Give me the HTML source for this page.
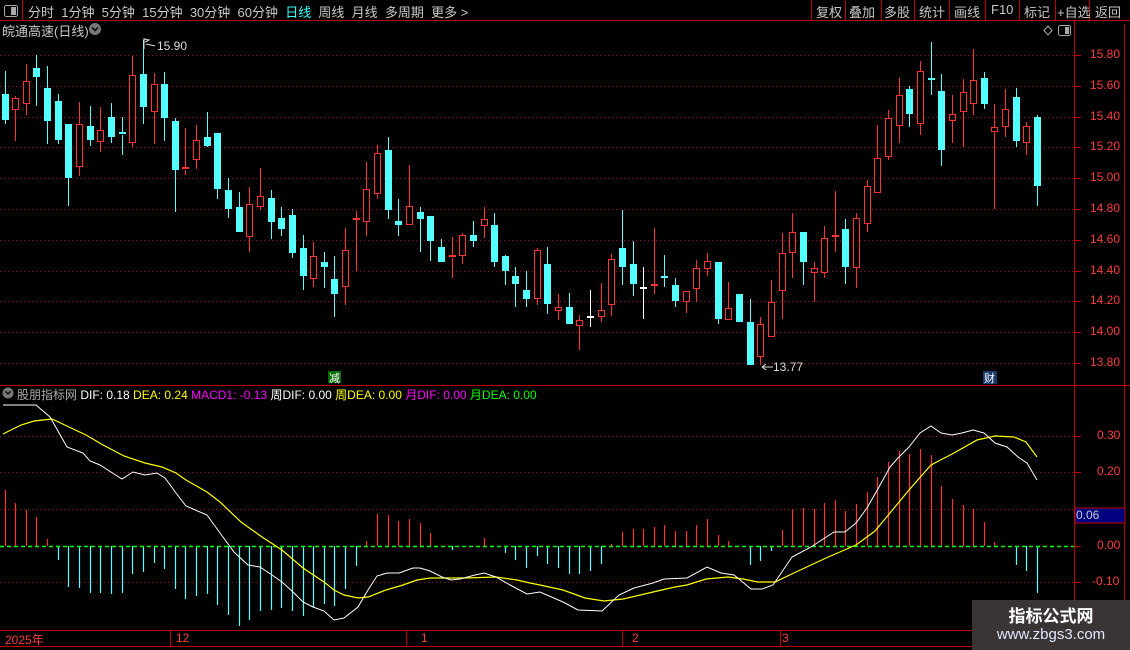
<!DOCTYPE html>
<html><head><meta charset="utf-8"><style>
body{margin:0;background:#000;width:1130px;height:650px;overflow:hidden;font-family:"Liberation Sans","Noto Sans CJK SC",sans-serif;}
#w{position:relative;width:1130px;height:650px;}
.t{position:absolute;white-space:nowrap;}
</style></head><body><div id="w">
<svg id="s" width="1130" height="650" style="position:absolute;left:0;top:0" xmlns="http://www.w3.org/2000/svg">
<g id="grid" stroke="#a01010" stroke-width="1" stroke-dasharray="1,3"></g>
<g id="cand"></g>
<g id="hist"></g>
<line x1="0" y1="546.5" x2="1074" y2="546.5" stroke="#00ff00" stroke-width="1.5" stroke-dasharray="4,3"/>
<polyline fill="none" stroke="#ffff00" stroke-width="1.2" points="3,434 21,425 34,421 52,419 69,427 86,435 103,445 124,456 145,463 162,467 176,473 186,480 207,492 220,502 241,522 262,537 282,550 303,568 324,582 334,590 344,595 358,598 368,597 386,590 403,585 417,580 430,578 465,578 496,577 517,580 530,583 540,585 563,590 585,598 604,601 623,599 653,592 675,587 687,585 706,579 728,577 743,579 758,582 775,582 796,572 826,558 856,545 875,531 890,513 909,490 931,465 954,453 977,440 995,436 1014,437 1026,442 1037,457"/>
<polyline fill="none" stroke="#ffffff" stroke-width="1" points="3,405 36,405 50,417 67,447 83,453 90,461 100,465 114,474 122,479 133,472 145,475 157,473 165,478 176,493 186,506 207,515 220,533 234,552 248,565 260,567 272,575 282,582 293,592 303,602 313,607 324,611 334,620 344,618 358,607 368,590 377,576 387,573 399,573 413,568 420,568 430,571 442,577 451,580 460,579 475,575 484,573 496,577 510,585 527,594 540,592 563,602 578,610 602,611 619,595 634,588 653,583 664,579 687,578 707,567 721,573 734,575 751,589 762,589 773,585 792,557 811,547 834,532 845,532 856,523 867,508 879,487 890,467 898,458 909,447 920,433 931,426 941,433 952,435 962,433 973,430 984,433 995,443 1007,447 1018,457 1027,463 1037,480"/>
<!-- frame lines -->
<line x1="0" y1="20.5" x2="1130" y2="20.5" stroke="#c00000"/>
<line x1="22.5" y1="0" x2="22.5" y2="20" stroke="#c00000"/>
<line x1="0" y1="385.5" x2="1130" y2="385.5" stroke="#c00000"/>
<line x1="1074.5" y1="20" x2="1074.5" y2="630" stroke="#c00000"/>
<line x1="0" y1="630.5" x2="1130" y2="630.5" stroke="#c00000"/>
<line x1="0" y1="646.5" x2="1130" y2="646.5" stroke="#c00000"/>
<g stroke="#c00000"><line x1="811.5" y1="0" x2="811.5" y2="20"/><line x1="845.5" y1="0" x2="845.5" y2="20"/><line x1="881.5" y1="0" x2="881.5" y2="20"/><line x1="914.5" y1="0" x2="914.5" y2="20"/><line x1="949.5" y1="0" x2="949.5" y2="20"/><line x1="985.5" y1="0" x2="985.5" y2="20"/><line x1="1019.5" y1="0" x2="1019.5" y2="20"/><line x1="1055.5" y1="0" x2="1055.5" y2="20"/><line x1="1089.5" y1="0" x2="1089.5" y2="20"/>
<line x1="170.5" y1="630" x2="170.5" y2="646"/><line x1="406.5" y1="630" x2="406.5" y2="646"/><line x1="622.5" y1="630" x2="622.5" y2="646"/><line x1="780.5" y1="630" x2="780.5" y2="646"/>
<line x1="1124.5" y1="24" x2="1124.5" y2="630"/>
</g>
<g id="ticks" stroke="#c00000"></g>
<rect x="4.5" y="5.5" width="13" height="11" rx="2" fill="none" stroke="#aaa"/><rect x="11" y="7" width="5" height="8" fill="#aaa"/>
<rect x="1058.5" y="25.5" width="12" height="10" rx="2" fill="none" stroke="#aaa"/><rect x="1065" y="27" width="4" height="7" fill="#aaa"/>
<path d="M1048 26 L1052 30.5 L1048 35 L1044 30.5Z" fill="none" stroke="#aaa"/>
<circle cx="95" cy="29" r="6" fill="#777"/><path d="M92 27.5 L95 30.5 L98 27.5" stroke="#000" stroke-width="1.5" fill="none"/>
<circle cx="8" cy="393" r="5.5" fill="#777"/><path d="M5.5 391.5 L8 394 L10.5 391.5" stroke="#000" stroke-width="1.3" fill="none"/>
<path d="M144 49 V38 M144 39 L149 40 L145 42 M146 44 L155 46" stroke="#ddd" fill="none"/>
<path d="M773 367 L762 367 M762 367 L766 364 M762 367 L766 370" stroke="#ddd" fill="none"/>
<rect x="1075" y="508" width="50" height="15" fill="#000080" stroke="#c00000"/>
<rect x="972" y="600" width="158" height="50" fill="#3b3434"/>
<rect x="328" y="371" width="13" height="12" fill="#0a6a0a"/>
<rect x="983" y="371" width="14" height="13" fill="#1a3a6a"/>
</svg>
<div class="t" style="left:28px;top:2px;font-size:13px;color:#c8c8c8;word-spacing:0">分时&nbsp; 1分钟&nbsp; 5分钟&nbsp; 15分钟&nbsp; 30分钟&nbsp; 60分钟&nbsp; <span style="color:#3ff">日线</span>&nbsp; 周线&nbsp; 月线&nbsp; 多周期&nbsp; 更多 &gt;</div>
<div class="t" style="left:816px;top:2px;font-size:13px;color:#c8c8c8">复权</div>
<div class="t" style="left:849px;top:2px;font-size:13px;color:#c8c8c8">叠加</div>
<div class="t" style="left:884px;top:2px;font-size:13px;color:#c8c8c8">多股</div>
<div class="t" style="left:919px;top:2px;font-size:13px;color:#c8c8c8">统计</div>
<div class="t" style="left:954px;top:2px;font-size:13px;color:#c8c8c8">画线</div>
<div class="t" style="left:991px;top:2px;font-size:13px;color:#c8c8c8">F10</div>
<div class="t" style="left:1024px;top:2px;font-size:13px;color:#c8c8c8">标记</div>
<div class="t" style="left:1057px;top:2px;font-size:13px;color:#c8c8c8">+自选</div>
<div class="t" style="left:1095px;top:2px;font-size:13px;color:#c8c8c8">返回</div>
<div class="t" style="left:2px;top:21px;font-size:13px;color:#c8c8c8">皖通高速(日线)</div>
<div class="t" style="left:157px;top:39px;font-size:12px;color:#ddd">15.90</div>
<div class="t" style="left:773px;top:360px;font-size:12px;color:#ddd">13.77</div>
<div class="t" style="left:329px;top:370px;font-size:11px;color:#fff">减</div>
<div class="t" style="left:984px;top:370px;font-size:11px;color:#fff">财</div>
<div class="t" style="left:17px;top:386px;font-size:12px;color:#aaa">股朋指标网 <span style="color:#fff">DIF: 0.18</span> <span style="color:#ff0">DEA: 0.24</span> <span style="color:#f0f">MACD1: -0.13</span> <span style="color:#fff">周DIF: 0.00</span> <span style="color:#ff0">周DEA: 0.00</span> <span style="color:#f0f">月DIF: 0.00</span> <span style="color:#0f0">月DEA: 0.00</span></div>
<div id="ax" style="font-size:12px;color:#ff3c3c"></div>
<div class="t" style="left:1076px;top:508px;font-size:12px;color:#ccc">0.06</div>
<div class="t" style="left:5px;top:631px;font-size:12px;color:#ff3c3c">2025年</div>
<div class="t" style="left:176px;top:631px;font-size:12px;color:#ff3c3c">12</div>
<div class="t" style="left:421px;top:631px;font-size:12px;color:#ff3c3c">1</div>
<div class="t" style="left:632px;top:631px;font-size:12px;color:#ff3c3c">2</div>
<div class="t" style="left:782px;top:631px;font-size:12px;color:#ff3c3c">3</div>
<div class="t" style="left:972px;top:602px;width:158px;text-align:center;font-size:17px;font-weight:bold;color:#fff">指标公式网</div>
<div class="t" style="left:972px;top:626px;width:158px;text-align:center;font-size:15px;color:#dfe8ff">www.zbgs3.com</div>
</div>
<script>
var NS="http://www.w3.org/2000/svg";
function el(p,t,a){var e=document.createElementNS(NS,t);for(var k in a)e.setAttribute(k,a[k]);p.appendChild(e);return e;}
var g=document.getElementById('grid');
[55,86,117,147,178,209,240,271,301,332,363,436,472,509,582].forEach(function(y){el(g,'line',{x1:0,y1:y+.5,x2:1074,y2:y+.5});});
var C=[["c",94,120,71,124],["r",98,110,96,141],["r",81,104,64,115],["c",68,77,55,106],["c",88,121,66,144],["c",101,140,94,144],["c",124,178,124,206],["r",124,167,102,176],["c",126,140,106,146],["r",130,142,107,152],["c",117,137,103,143],["c",132,135,117,155],["r",75,143,56,147],["c",74,107,40,124],["r",84,112,73,144],["c",84,118,72,141],["c",121,170,118,212],["r",167,170,128,175],["r",140,160,125,169],["c",137,146,112,147],["c",133,189,133,199],["c",190,209,178,218],["c",207,232,192,232],["r",204,237,187,252],["r",196,207,168,210],["c",198,222,190,239],["c",218,229,207,236],["c",215,253,209,258],["c",248,276,235,290],["r",256,279,242,287],["c",262,267,252,288],["c",279,294,256,317],["r",250,287,228,305],["r",218,220,211,271],["r",189,222,162,236],["r",153,194,145,199],["c",150,210,137,219],["c",221,225,199,236],["r",206,225,165,225],["c",212,219,207,252],["c",216,241,216,261],["c",247,262,239,262],["r",255,258,237,278],["r",235,256,233,264],["c",235,241,221,247],["r",219,226,207,238],["c",225,262,213,267],["c",256,271,255,285],["c",276,284,267,307],["c",290,299,271,307],["r",250,299,248,305],["c",264,304,247,314],["r",307,311,294,320],["c",307,324,293,324],["r",320,326,315,350],["w",316,317,290,327],["r",310,317,283,322],["r",259,305,254,316],["c",248,267,210,285],["c",264,284,241,296],["w",287,288,267,319],["r",284,286,228,294],["c",276,278,255,287],["c",285,301,278,307],["r",291,302,291,313],["r",268,289,260,302],["r",261,269,253,276],["c",262,319,262,324],["r",308,320,282,320],["c",294,322,294,322],["c",322,365,299,365],["r",324,357,317,365],["r",302,337,280,337],["r",253,291,233,319],["r",232,253,213,278],["c",232,262,232,285],["r",268,273,262,302],["r",238,273,226,278],["r",235,237,191,252],["c",229,267,219,284],["r",218,268,213,288],["r",186,224,180,232],["r",158,193,125,193],["r",118,157,110,160],["r",95,126,78,143],["c",89,114,86,127],["r",71,124,61,135],["c",78,80,42,95],["c",91,150,74,166],["r",114,121,95,143],["r",92,112,79,147],["r",80,104,49,115],["c",78,104,72,109],["r",127,132,104,209],["r",109,127,89,137],["c",97,141,88,147],["r",126,143,122,155],["c",117,186,115,206]];
var cg=document.getElementById('cand');
C.forEach(function(d,i){var x=Math.round(4.5+10.645*i);var col=d[0]=="c"?"#54ffff":d[0]=="r"?"#ff3232":"#ffffff";
el(cg,'line',{x1:x+.5,y1:d[3],x2:x+.5,y2:d[1],stroke:col});el(cg,'line',{x1:x+.5,y1:d[2],x2:x+.5,y2:d[4],stroke:col});
var h=d[2]-d[1];
if(h<=3){el(cg,'rect',{x:x-3,y:d[1],width:7,height:2,fill:col});}
else if(d[0]=="c"){el(cg,'rect',{x:x-3,y:d[1],width:7,height:h,fill:col});}
else{el(cg,'rect',{x:x-2.5,y:d[1]+.5,width:6,height:h-1,fill:"#000",stroke:col});}
});
var H=[490,503,510,517,539,560,587,588,593,593,594,593,574,572,563,569,589,599,596,594,605,615,626,620,611,610,608,611,616,607,604,606,589,566,541,514,515,521,519,523,533,546,550,546,546,538,546,553,560,568,556,564,568,574,574,571,564,544,532,529,529,527,525,531,531,525,519,535,541,546,565,561,551,530,509,508,509,503,500,511,504,492,477,462,451,454,449,455,486,499,505,509,522,542,546,565,571,593];
var hg=document.getElementById('hist');
H.forEach(function(y,i){if(y==546)return;var x=Math.round(4.5+10.645*i)+.5;el(hg,'line',{x1:x,y1:546,x2:x,y2:y,stroke:y<546?"#ff3232":"#54ffff","stroke-width":1.2});});
var ax=document.getElementById('ax'),tk=document.getElementById('ticks');
var P=[[55,"15.80"],[86,"15.60"],[117,"15.40"],[147,"15.20"],[178,"15.00"],[209,"14.80"],[240,"14.60"],[271,"14.40"],[301,"14.20"],[332,"14.00"],[363,"13.80"],[436,"0.30"],[472,"0.20"],[546,"0.00"],[582,"-0.10"]];
P.forEach(function(p){var d=document.createElement('div');d.className='t';d.style.left=(p[1].length==4?1097:(p[1].length==5&&p[1][0]=='-'?1092:1090))+'px';d.style.top=(p[0]-8)+'px';d.textContent=p[1];ax.appendChild(d);el(tk,'line',{x1:1074,y1:p[0]+.5,x2:1081,y2:p[0]+.5});});
</script>
</body></html>
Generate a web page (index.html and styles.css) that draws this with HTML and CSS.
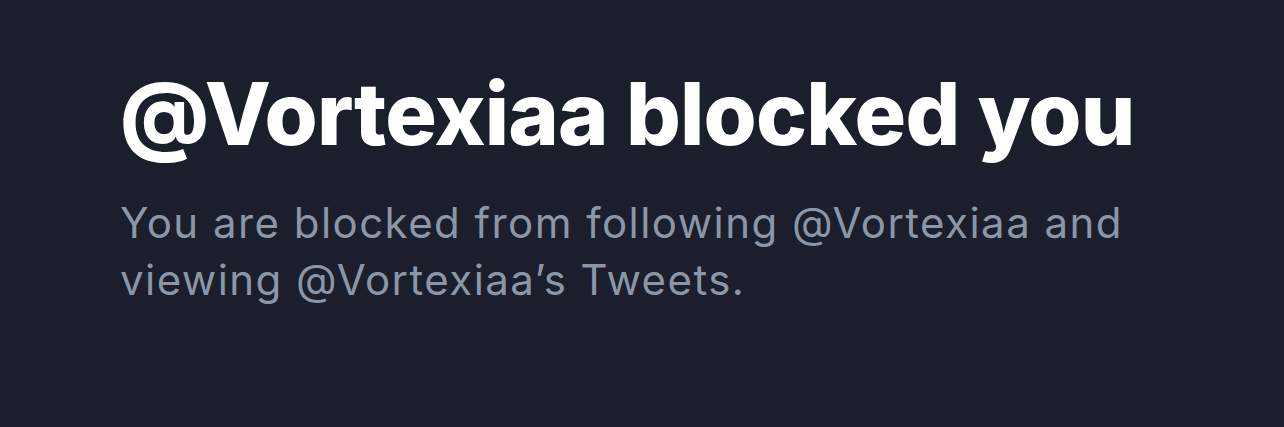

--------------------------------

Objective:
Of the lines in the material, how many contain the word "this"? Reply with the number and nothing else.

Answer below:
2